There are many parents, who take a lot of responsibility for their own kids, 
and who do not blame everything and everybody else for for their problems.  
Sometimes, when parents do this and the result is that the school has to do 
something a little out of the ordinary for the child, the school becomes 
resistant and uncooperative.  To SOME school officials and SOME teachers, for 
a parent to "take responsibility" means to support everything that the school 
does, and never question what the school does or doesn't do -- even if the 
results are not helpful, or are even harmful, to their children.  So to the 
extent that .40 uses the general term "people", I resent the generalization.  

There are also a lot of teachers, like, I suspect .40, who care(d) deeply about 
the children, and who get extremely frustrated at the lack of support they get 
from the parents of the children -- that the kids don't come to school ready  
to learn.  I'm sure most of them would like nothing better than to personally 
help every child that needs help, but they have neither the time nor the 
resources to do so.  

Would the teacher's time REALLY be better spent in a detention room with kids 
"who refuse to participate in the learning process", or with kids WANT to 
participate, but need help?  

Clay
489.47KAOFS::S_BROOKOriginality = Undetected PlagiarismMon Nov 12 1990 15:5525
RE .40

You make valid points about teachers having to be parents to attempt to
teach responibility and morality to children, but, let's be honest, teachers
have filled this role for more generations than one can remember.  Yet,
today, parents scream that the teacher has no right to take those steps
which convey a sense of responsibility, such as forms of punishment for
unmet responsibilities, on the one hand, and yet on the other many parents
do little or nothing at home to compensate.

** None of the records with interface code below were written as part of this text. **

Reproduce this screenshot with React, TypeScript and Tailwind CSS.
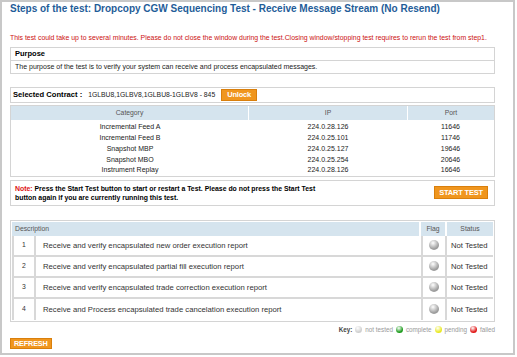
import React from "react";

const feeds = [
  { category: "Incremental Feed A", ip: "224.0.28.126", port: "11646" },
  { category: "Incremental Feed B", ip: "224.0.25.101", port: "11746" },
  { category: "Snapshot MBP", ip: "224.0.25.127", port: "19646" },
  { category: "Snapshot MBO", ip: "224.0.25.254", port: "20646" },
  { category: "Instrument Replay", ip: "224.0.28.126", port: "16646" },
];

const steps = [
  "Receive and verify encapsulated new order execution report",
  "Receive and verify encapsulated partial fill execution report",
  "Receive and verify encapsulated trade correction execution report",
  "Receive and Process encapsulated trade cancelation execution report",
];

function Ball({ color, size = 10 }: { color: string; size?: number }) {
  // small shaded sphere used for flags and key
  return (
    <span
      className="inline-block rounded-full shrink-0"
      style={{
        width: size,
        height: size,
        background: `radial-gradient(circle at 40% 30%, #ffffff 0%, ${color} 65%, ${color} 100%)`,
      }}
    />
  );
}

function OrangeButton({ children, className = "" }: { children: React.ReactNode; className?: string }) {
  return (
    <button
      className={`bg-[#f0961e] border border-[#d97f0c] text-white font-bold leading-none tracking-tight ${className}`}
    >
      {children}
    </button>
  );
}

export default function App() {
  return (
    <div className="w-[517px] h-[357px] bg-white font-['Liberation_Sans',Arial,sans-serif]">
      <div className="w-[515px] h-[355px] border-2 border-[#c8c8c8] px-[8px] overflow-hidden">
        <h1 className="text-[10px] font-bold text-[#1f5d99] leading-[14px] h-[17px]">
          Steps of the test: Dropcopy CGW Sequencing Test - Receive Message Stream (No Resend)
        </h1>

        <p className="mt-[14px] text-[6.9px] leading-[9px] text-[#cc1111] whitespace-nowrap">
          This test could take up to several minutes. Please do not close the window during the test.Closing window/stopping test requires to rerun the test from step1.
        </p>

        {/* Purpose */}
        <div className="mt-[5px] w-[485px] border border-[#d4d4d4]">
          <div className="h-[13px] px-[4px] flex items-center text-[7.5px] font-bold text-black border-b border-[#d4d4d4]">
            Purpose
          </div>
          <div className="h-[12px] px-[4px] flex items-center text-[7px] text-[#222]">
            The purpose of the test is to verify your system can receive and process encapsulated messages.
          </div>
        </div>

        {/* Selected contract */}
        <div className="mt-[13px] w-[485px] h-[16px] border border-[#d4d4d4] flex items-center px-[2px] gap-[4px]">
          <span className="text-[7.6px] font-bold text-black">Selected Contract :</span>
          <span className="text-[6.8px] text-[#222] ml-[2px]">1GLBU8,1GLBV8,1GLBU8-1GLBV8 - 845</span>
          <OrangeButton className="ml-[2px] h-[12px] px-[5px] text-[7.5px]">Unlock</OrangeButton>
        </div>

        {/* Feed table */}
        <div className="mt-[2px] w-[485px] border border-[#d4d4d4]">
          <div className="flex h-[14px] text-[6.8px] text-[#555] gap-[1px]">
            <div className="w-[237px] bg-[#d5e4ee] flex items-center justify-center">Category</div>
            <div className="w-[158px] bg-[#d5e4ee] flex items-center justify-center">IP</div>
            <div className="flex-1 bg-[#d5e4ee] flex items-center justify-center">Port</div>
          </div>
          <div className="pt-[2px]">
            {feeds.map((f) => (
              <div key={f.category} className="flex h-[10.8px] text-[7px] text-[#222] items-center">
                <div className="w-[238px] text-center">{f.category}</div>
                <div className="w-[158px] text-center">{f.ip}</div>
                <div className="flex-1 text-center">{f.port}</div>
              </div>
            ))}
          </div>
        </div>

        {/* Note */}
        <div className="mt-[3px] w-[485px] h-[26px] border border-[#d4d4d4] flex items-center justify-between pl-[4px] pr-[6px]">
          <p className="text-[6.9px] font-bold leading-[9px] text-black">
            <span className="text-[#dd1111]">Note:</span> Press the Start Test button to start or restart a Test. Please do not press the Start Test
            <br />
            button again if you are currently running this test.
          </p>
          <OrangeButton className="h-[13px] px-[4px] text-[7.5px]">START TEST</OrangeButton>
        </div>

        {/* Steps table */}
        <div className="mt-[14px] w-[485px] border border-[#d4d4d4] p-[1px]">
          <div className="flex h-[14px] text-[6.8px] text-[#555] gap-[2px]">
            <div className="flex-1 bg-[#d5e4ee] flex items-center pl-[3px]">Description</div>
            <div className="w-[24px] bg-[#d5e4ee] flex items-center justify-center">Flag</div>
            <div className="w-[46px] bg-[#d5e4ee] flex items-center justify-center">Status</div>
          </div>
          {steps.map((s, i) => (
            <div
              key={s}
              className="flex h-[21px] text-[7.7px] text-[#333] border-b-2 border-[#d8d8d8] last:border-b-0"
            >
              <div className="w-[24px] border-x-2 border-[#d8d8d8] flex items-center justify-center text-[6.8px]">
                {i + 1}
              </div>
              <div className="flex-1 flex items-center pl-[7px]">{s}</div>
              <div className="w-[26px] border-x-2 border-[#d8d8d8] flex items-center justify-center">
                <Ball color="#9c9c9c" />
              </div>
              <div className="w-[46px] flex items-center pl-[4px]">Not Tested</div>
            </div>
          ))}
        </div>

        {/* Key */}
        <div className="w-[485px] mt-[3px] flex items-center justify-end gap-[3px] text-[6.3px] text-[#999] h-[10px]">
          <span className="font-bold text-[#444]">Key:</span>
          <Ball color="#cfcfcf" size={7} />
          <span>not tested</span>
          <Ball color="#1a9a1a" size={7} />
          <span>complete</span>
          <Ball color="#e8e820" size={7} />
          <span>pending</span>
          <Ball color="#e01515" size={7} />
          <span>failed</span>
        </div>

        <div className="mt-[3px] flex">
          <OrangeButton className="h-[11px] px-[3px] text-[7.3px]">REFRESH</OrangeButton>
        </div>
      </div>
    </div>
  );
}
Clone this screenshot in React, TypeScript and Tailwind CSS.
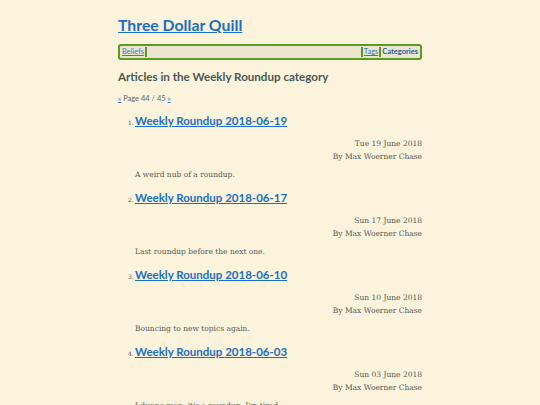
import React from "react";

const items = [
  { t: "Weekly Roundup 2018-06-19", d: "Tue 19 June 2018", s: "A weird nub of a roundup." },
  { t: "Weekly Roundup 2018-06-17", d: "Sun 17 June 2018", s: "Last roundup before the next one." },
  { t: "Weekly Roundup 2018-06-10", d: "Sun 10 June 2018", s: "Bouncing to new topics again." },
  { t: "Weekly Roundup 2018-06-03", d: "Sun 03 June 2018", s: "I dunno man, it's a roundup. I'm tired." },
];

const sans = "font-['Lato','Open_Sans',sans-serif]";
const serif = "font-['DejaVu_Serif','Liberation_Serif',serif]";

export default function App() {
  return (
    <div className="min-h-[405px] w-[540px] bg-[#fbf3db] overflow-hidden">
      <div className="mx-auto w-[304px] pt-[14px]">
        <h1 className={`${sans} text-[15.8px] font-bold leading-[22px] text-[#1c6fc4] underline`}>
          Three Dollar Quill
        </h1>
        <nav className={`${sans} mt-[8px] flex h-[16px] items-center rounded-[3px] border-[2px] border-[#5a9a1e] bg-[#ebe4cf] px-[2px] text-[7.5px] leading-none`}>
          <a className="text-[#3c7bbf] underline">Beliefs</a>
          <span className="ml-[1px] h-[10px] w-[2px] bg-[#5a9a1e]" />
          <span className="flex-1" />
          <span className="mr-[1px] h-[10px] w-[2px] bg-[#5a9a1e]" />
          <a className="text-[#3c7bbf] underline">Tags</a>
          <span className="mx-[1px] h-[10px] w-[2px] bg-[#5a9a1e]" />
          <span className="font-bold text-[#2a5ea0]">Categories</span>
        </nav>
        <h2 className={`${sans} mt-[9px] text-[11.6px] font-bold leading-[16px] text-[#4a5955]`}>
          Articles in the Weekly Roundup category
        </h2>
        <p className={`${sans} mt-[9px] text-[7.5px] leading-[10px] text-[#666660]`}>
          <a className="text-[#3c7bbf] underline">«</a> Page 44 / 45{" "}
          <a className="text-[#3c7bbf] underline">»</a>
        </p>
        <ol className="mt-[8px] pl-[17px]">
          {items.map((it, i) => (
            <li key={i} className="h-[77px]">
              <div className="flex items-baseline">
                <span className={`${serif} -ml-[7px] w-[7px] text-[6px] text-[#555]`}>{i + 1}.</span>
                <a className={`${sans} text-[11.5px] font-bold leading-[18px] text-[#1c6fc4] underline`}>
                  {it.t}
                </a>
              </div>
              <div className={`${serif} mt-[7px] text-right text-[7.5px] leading-[13px] text-[#5a5a56]`}>
                <div>{it.d}</div>
                <div>By Max Woerner Chase</div>
              </div>
              <p className={`${serif} mt-[6px] text-[7.5px] leading-[12px] text-[#5a5a56]`}>{it.s}</p>
            </li>
          ))}
        </ol>
      </div>
    </div>
  );
}
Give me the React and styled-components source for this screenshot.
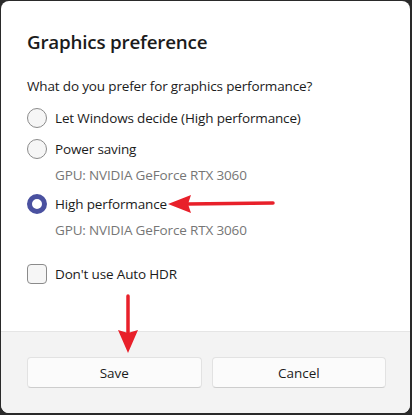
import React from 'react';
import styled, { createGlobalStyle } from 'styled-components';

const GlobalStyle = createGlobalStyle`
  html, body {
    margin: 0;
    padding: 0;
    background: #2a2a2a;
  }
  * {
    box-sizing: border-box;
  }
`;

const Page = styled.div`
  width: 412px;
  height: 415px;
  padding: 1px 2px 2px 1px;
  background: #2a2a2a;
  font-family: 'Open Sans', 'Noto Sans', sans-serif;
  color: #1b1b1b;
`;

const Dialog = styled.div`
  position: relative;
  height: 100%;
  display: flex;
  flex-direction: column;
  background: #fff;
  border-radius: 8px;
  overflow: hidden;
`;

const Body = styled.div`
  flex: 1;
  display: flex;
  flex-direction: column;
  padding: 27px 25px 0 26px;
`;

const Title = styled.h1`
  margin: 0;
  font-size: 18.8px;
  line-height: 28px;
  font-weight: 600;
  letter-spacing: -0.2px;
`;

const Prompt = styled.div`
  margin-top: 20px;
  font-size: 13.5px;
  line-height: 20px;
  letter-spacing: -0.15px;
`;

const OptionRow = styled.label`
  display: flex;
  align-items: center;
  gap: 8px;
  margin-top: ${(props) => props.$gap}px;
  height: 20px;
  font-size: 13.5px;
  letter-spacing: -0.15px;
`;

const Radio = styled.span`
  width: 20px;
  height: 20px;
  border-radius: 50%;
  flex-shrink: 0;
  background: ${(props) => (props.$checked ? '#fff' : '#f6f6f6')};
  border: ${(props) => (props.$checked ? '5px solid #4a51a0' : '1px solid #8b8b8b')};
`;

const Check = styled.span`
  width: 20px;
  height: 20px;
  border-radius: 4px;
  flex-shrink: 0;
  background: #f6f6f6;
  border: 1px solid #8b8b8b;
`;

const Hint = styled.div`
  margin-top: 6px;
  padding-left: 28px;
  font-size: 13.5px;
  line-height: 20px;
  letter-spacing: -0.15px;
  color: #767676;
`;

const Footer = styled.div`
  display: grid;
  grid-template-columns: 1fr 1fr;
  gap: 10px;
  padding: 25px 24px 25px 26px;
  background: #f3f3f3;
  border-top: 1px solid #e5e5e5;
`;

const Button = styled.button`
  height: 31px;
  border-radius: 4px;
  border: 1px solid #e2e2e2;
  border-bottom-color: #cdcdcd;
  background: #fbfbfb;
  font-family: inherit;
  font-size: 13.5px;
  color: #1b1b1b;
`;

const Arrow = styled.svg`
  position: absolute;
  left: ${(props) => props.$x}px;
  top: ${(props) => props.$y}px;
`;

const RED = '#e8202a';

export default function App() {
  return (
    <>
      <GlobalStyle />
      <Page>
        <Dialog>
          <Body>
            <Title>Graphics preference</Title>
            <Prompt>What do you prefer for graphics performance?</Prompt>
            <OptionRow $gap={12}>
              <Radio />
              Let Windows decide (High performance)
            </OptionRow>
            <OptionRow $gap={11}>
              <Radio />
              Power saving
            </OptionRow>
            <Hint>GPU: NVIDIA GeForce RTX 3060</Hint>
            <OptionRow $gap={9}>
              <Radio $checked />
              High performance
            </OptionRow>
            <Hint>GPU: NVIDIA GeForce RTX 3060</Hint>
            <OptionRow $gap={24}>
              <Check />
              Don&apos;t use Auto HDR
            </OptionRow>
          </Body>
          <Footer>
            <Button>Save</Button>
            <Button>Cancel</Button>
          </Footer>

          <Arrow $x={166} $y={192} width="110" height="22" viewBox="0 0 110 22">
            <line x1="20" y1="11" x2="106" y2="10" stroke={RED} strokeWidth="3.5" strokeLinecap="round" />
            <polygon points="1,11 24,2 21,11 24,20" fill={RED} />
          </Arrow>
          <Arrow $x={115} $y={291} width="24" height="62" viewBox="0 0 24 62">
            <line x1="12" y1="4" x2="12" y2="42" stroke={RED} strokeWidth="3.5" strokeLinecap="round" />
            <polygon points="12,61 2,38 12,41 22,38" fill={RED} />
          </Arrow>
        </Dialog>
      </Page>
    </>
  );
}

"You teach my kid ... I expect him to get straight As ... but don't you dare
do anything to take corrective action for his behaviour, even if his
behaviour messes up his marks and / or the marks of others.  Oh yeah, and by 
the way, if he doesn't get straight As, you, the teacher, are directly 
responsible."

It just does not make sense.  It's like telling someone to build a house
and taking away some of his tools.

At one time, teachers stood totally in loco parentis during the school day.
With that came a number of problems, and now, as these things go, the
pendulum has swung too far the other way.  One day, we'll find some happy
mediums ... I hope.

Stuart
489.48Carroll - more dataISLNDS::AMANNMon Nov 12 1990 17:2113
    Carroll School is a private school, approved by the state, for learning
    disabled students.  While it is a private school, about 50% of its
    students are publicly funded - that is they are sent to Carroll
    with funding provided by the local public school.
    
    All of the Carroll population is learning disabled and, generally,
    on the way from, or back to, a public school setting.  About 1/3
    of the children each year "graduate" back into their local public
    schools.  By the time they have finished at Carroll the children
    are more aware of their own learning styles, much more likely to
    be advocates for themselves, and their parents have also been trained
    (I sometimes think Carroll spends as much time and effort training
    the parents as they do the children)
489.49Why I participate/what is responsibility?DOCTP::DOYLETue Nov 13 1990 12:5958
    I think that I gave the wrong impression a number of notes back when I
    said that parental signing of homework was required by the school. Yes
    it is, but it is not as a replacement for singling out individuals to
    punish; rather, it is a method of helping to involve parents in their
    children's homework.
    
    The school that my kids go to is in Lowell, Mass. It is called the City
    Magnet School, somewhat of an alternative education public school. It
    began approximately 10 years ago, and is based on the entire school
    (grades K-8) being a micro-Society. The city put several million
    dollars into refurbishing the building with classrooms and "society"
    rooms. The school has a constitution, a legislature, a kids-run judicial
    system, a marketplace, a newspaper, etc. 
    
    Students in the school have jobs (legislators, tax collectors,
    publishers, business managers). The school has a currency, which
    students earn through their jobs.  The basics (reading, writing,
    arithmetic) are taught around "real-world" topics. They don't have
    English, they have publishing; they don't have mathematics, they have
    economy, etc. 
    
    The school has blossomed over the past five years (by the way, my
    daughter is in the 8th grade and has been at the school for 3 years; my
    son is in 1st grade and has been there 2 years). The success rate for
    the school is incredibly high, with students graduating 8th grade at
    (based on standardized testing) an average of TWO FULL grade levels
    above the national average. Attendance is very high at the school.
    
    The interesting part of this whole story is that the school is an 
    inner-city, 40% minority/60% majority mandated school (these ratios
    reflect city population) -- attributes that people typically associate 
    with "avoid that school at all costs".
    
    The school has been the subject of a number of national PBS segments
    (15 minutes on the MacNeil-Lehrer report earlier this year; one of 4
    nationwide schools featured on a 90-minute PBS special on education in
    September). 
    
    Now, what does all this have to do with the topic?? I felt I needed to
    provide some extra data on why I followed the requirement of
    reading/signing homework each night -- its because the school system as
    it is set up now is working and good for the kids. 
    
    
    My initial input was that the parent should make decisions about what is 
    right/wrong for the child, and the parent should act as the final say in 
    all matters. A noter a few notes back asked, in effect, "when are parents 
    going to start taking responsibility for their kids" in relation to parents
    complaining about the way teachers were handling discipline. Well, I
    would assert that parents complaining IS taking responsibility -- they
    are telling the school system how they expect their children to be
    managed. Responsibility means working your hardest to make sure that
    your children are raised in the environment and with the rules that YOU
    THE PARENT feel are best for that child.